The welcomers' job begins before
people start arriving for the service. At this point the things to
- Grab the offertory bags from the front vestry
- Make sure all the front doors are open (!)
- Start folding and assembling
handouts. Handouts consist of
- a white service sheet (1-3
sheets of paper each), folded
- a yellow insert with the news
and sermon outline
- sometimes, extra leaflets or
brochures – these will be mentioned on the manifest sheet
- As people arrive at church
and you give them a handout, say hello. Make eye-contact. Give
them a smile. It all sounds
corny, but it makes a difference.
Stay on the door for at least ten
minutes after the service has started
- Early in the service there
will be an official welcome, at which point it's a welcomer's job to
hand out the welcome packs. When the welcome begins, come down to
the front with the welcome packs and wait
(it's not a bad idea to sit down in the front pew). Generally after
the welcome packs have been mentioned the congregation will be
invited to say hi to each other – this is your cue to walk
slowly down the aisle, holding up the welcome packs and looking out
for anyone who wants one. If new people don’t want them,
that’s fine; we don’t need to put too much pressure on.

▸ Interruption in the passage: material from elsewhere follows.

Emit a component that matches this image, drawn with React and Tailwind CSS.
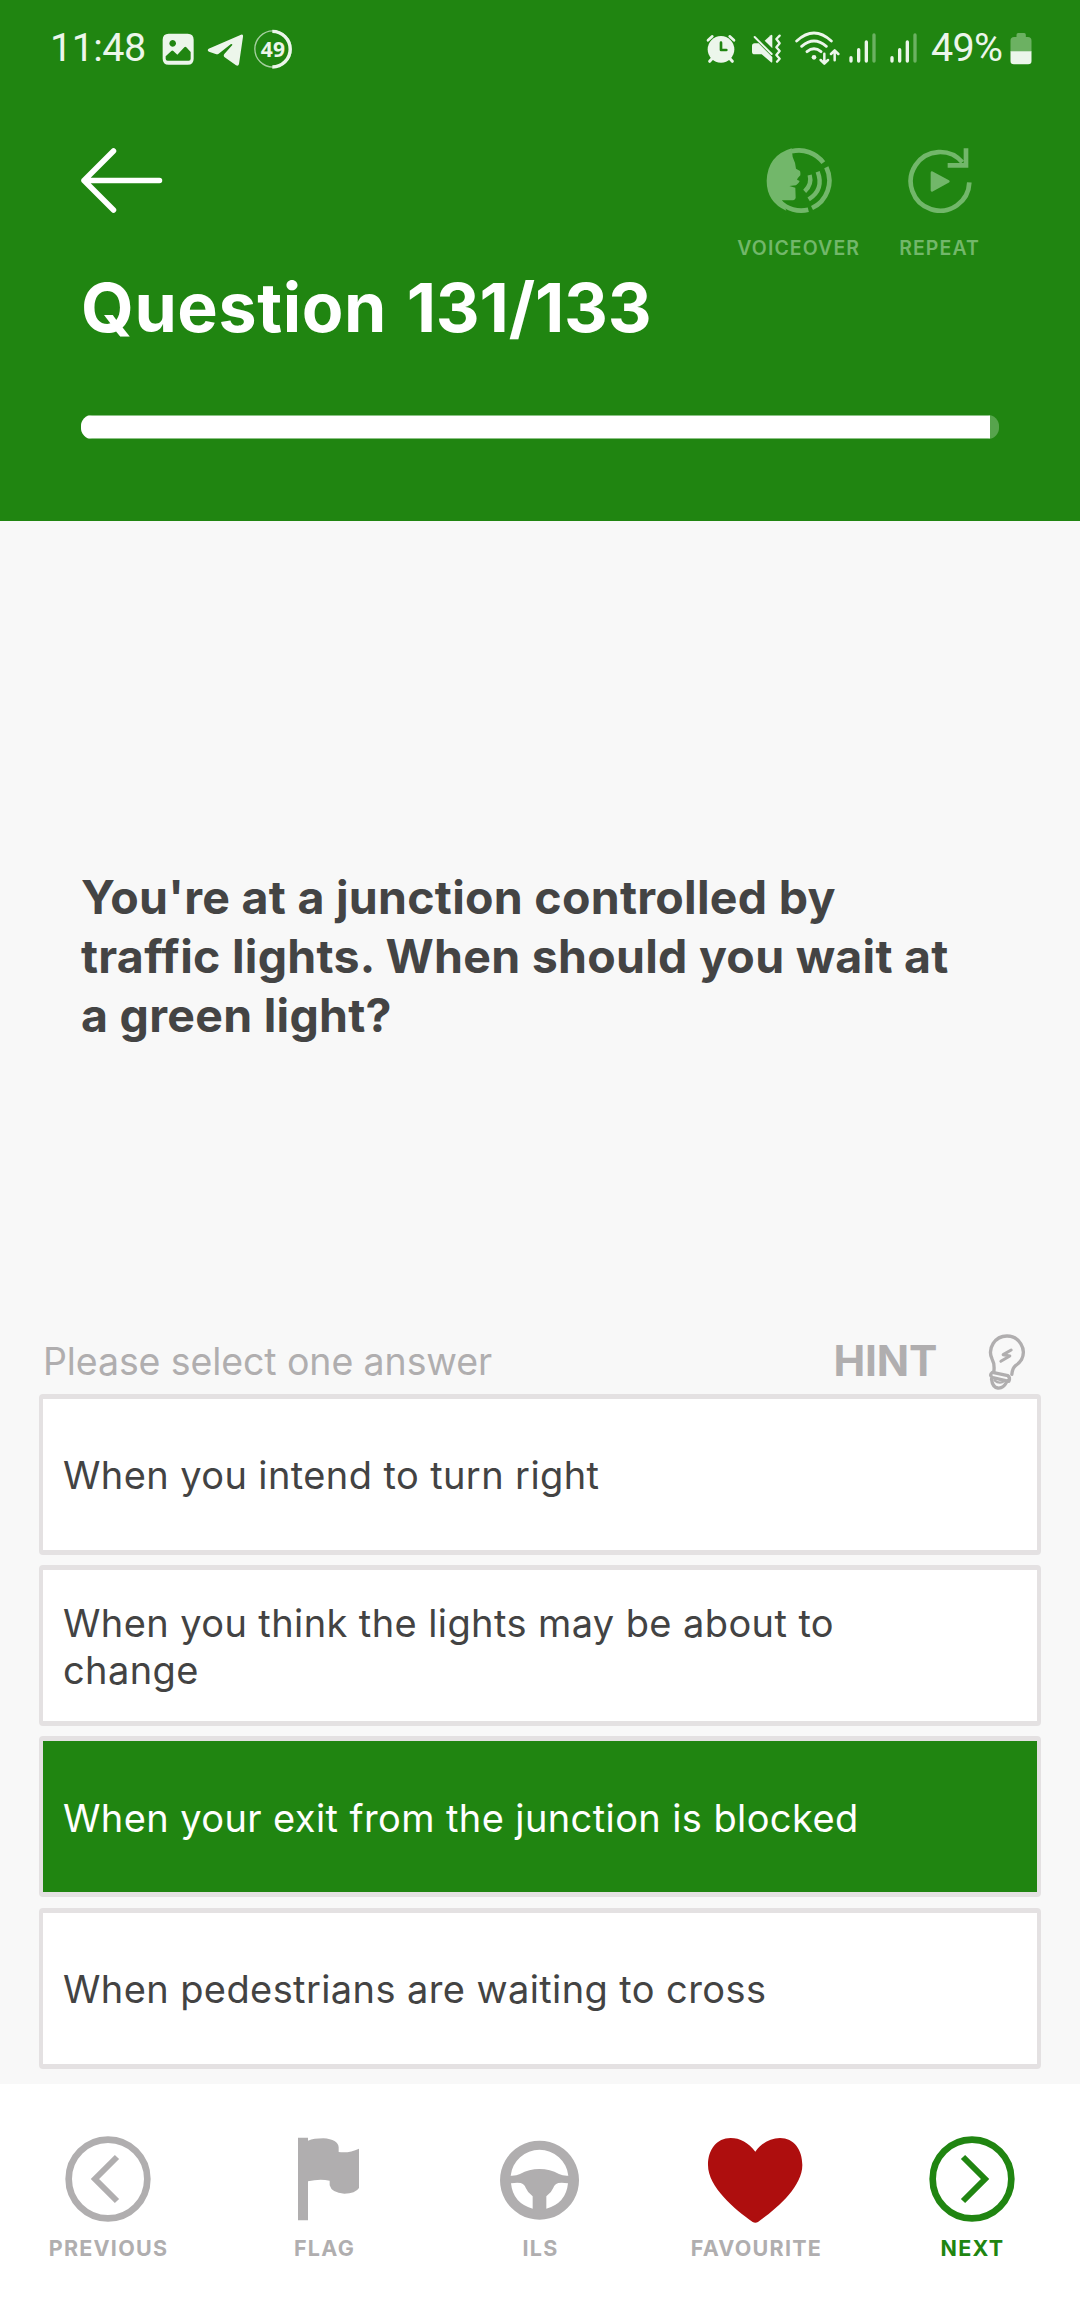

After this, it is good for one
welcomer to stay near the back so that they can greet anyone who
happens to wander in during the service.
The final task for the welcomers
is to pass around the offertory bags. This is normally done during
the final song. Don't forget to cover every pew! After the bags
have been passed back through the congregation, they are taken to
the front and placed on the table.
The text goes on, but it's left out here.